Your partner doesn't make you a consistent priority.
People prioritize others that they want to keep around. Meaning, if your significant other is pushing your plans to the side in favor of other people or activities, or doesn't communicate with you much, it could be because they don't see the relationship lasting, unfortunately.
"If they tell you they are going to call you and never call you, if they make plans with you and cancel and have chronic excuses," Forshee says this inconsistency could indicate they aren't interested in a long-term relationship with you, and don't see you as "the one."
They don't show concern for your life outside of the relationship.
In a relationship, if someone is showing that they're in it for the long-haul, they'll likely want to hear more about your life beyond the confines of the relationship. What happened at work that day? How is your grandmother doing? They'll show that they care through inquiring about other elements in your life.

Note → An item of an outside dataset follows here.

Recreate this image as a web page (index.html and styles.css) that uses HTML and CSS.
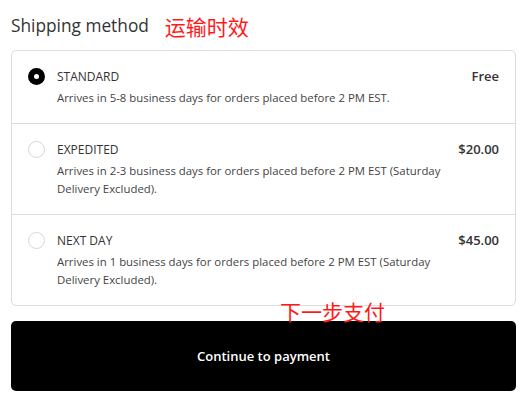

"If the person is not inquiring about your life or is not trying to get to know you by asking questions," Forshee says that isn't a good sign at all. "They [don't] integrate you into their daily life or talk to you about their day or integrate you into their life in general."
They keep their distance.
It's possible your partner may not be incorporating you into other aspects of their life because they don't want to make it more difficult for either of you if they see the relationship as more of a short-term situation. They may be doing this intentionally or not, but either way, it isn't a good sign for long-term potential.
"They might keep you from getting to know their friends and family," Forshee says. "When they see you and spend time with you, they are not present with you. They are instead on their electronic devices, not giving frequent eye contact, [and] they may not physically try to [be affectionate] with you [and] they may not smile and laugh when in your presence."
Unfortunately, some of these signs could mean your partner doesn't see you as "the one." While that may be, it still could be a valuable learning lesson for you, and you'll know better what to look out for next time.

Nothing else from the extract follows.